Wyniki PGE za 2017 rok okazały się zgodne z wcześniejszymi szacunkami. Grupa zapowiedziała tymczasem, że analizuje budowę trzech bloków gazowych o łącznej mocy 1.500 MW, a zmieniające się otoczenie uzasadnia realizację projektu morskich farm wiatrowych o mocy ok. 1000 MW w perspektywie połowy przyszłej dekady.
Bartłomiej Kubicki, analityk Societe Generale:
„Przedstawione przez PGE perspektywy na 2018 rok są zgodne z moimi szacunkami: spadają marże na wytwarzaniu, do tego niższe wytwarzanie.

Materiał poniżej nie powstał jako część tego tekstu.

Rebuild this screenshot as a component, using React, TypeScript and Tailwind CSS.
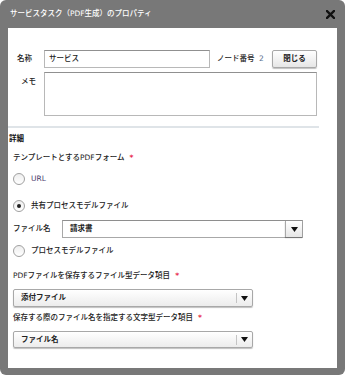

Nie zaskakuje zakładany spadek marż w cieple, bo koszt węgla, który mocno wzrósł, pewnie dopiero po dwóch latach będzie odzwierciedlony w taryfach.
Deklaracja PGE w sprawie morskich farm wiatrowych jest mniej więcej zgodna z oczekiwaniami.
Jeśli zaś chodzi o analizy budowy nowych bloków gazowych, to PGE musi w coś inwestować, więc lepiej, że w gaz, a nie w węgiel. Inwestycje gazowe są szybsze w realizacji, mają niższy CPEX, marże też są niższe, ale jeśliby blok działał na zasadzie +peaków+, to nie musi to być stratna inwestycja”
Robert Maj, analityk Ipopema Securities (raport poranny):
„Pozytywny jest niewielki wzrost zrealizowanej ceny energii w 2018 r. Martwią jednak plany budowy dwóch dodatkowych bloków gazowych.
Zaskakujący jest brak aktualizacji na temat planów budowy elektrowni jądrowej”.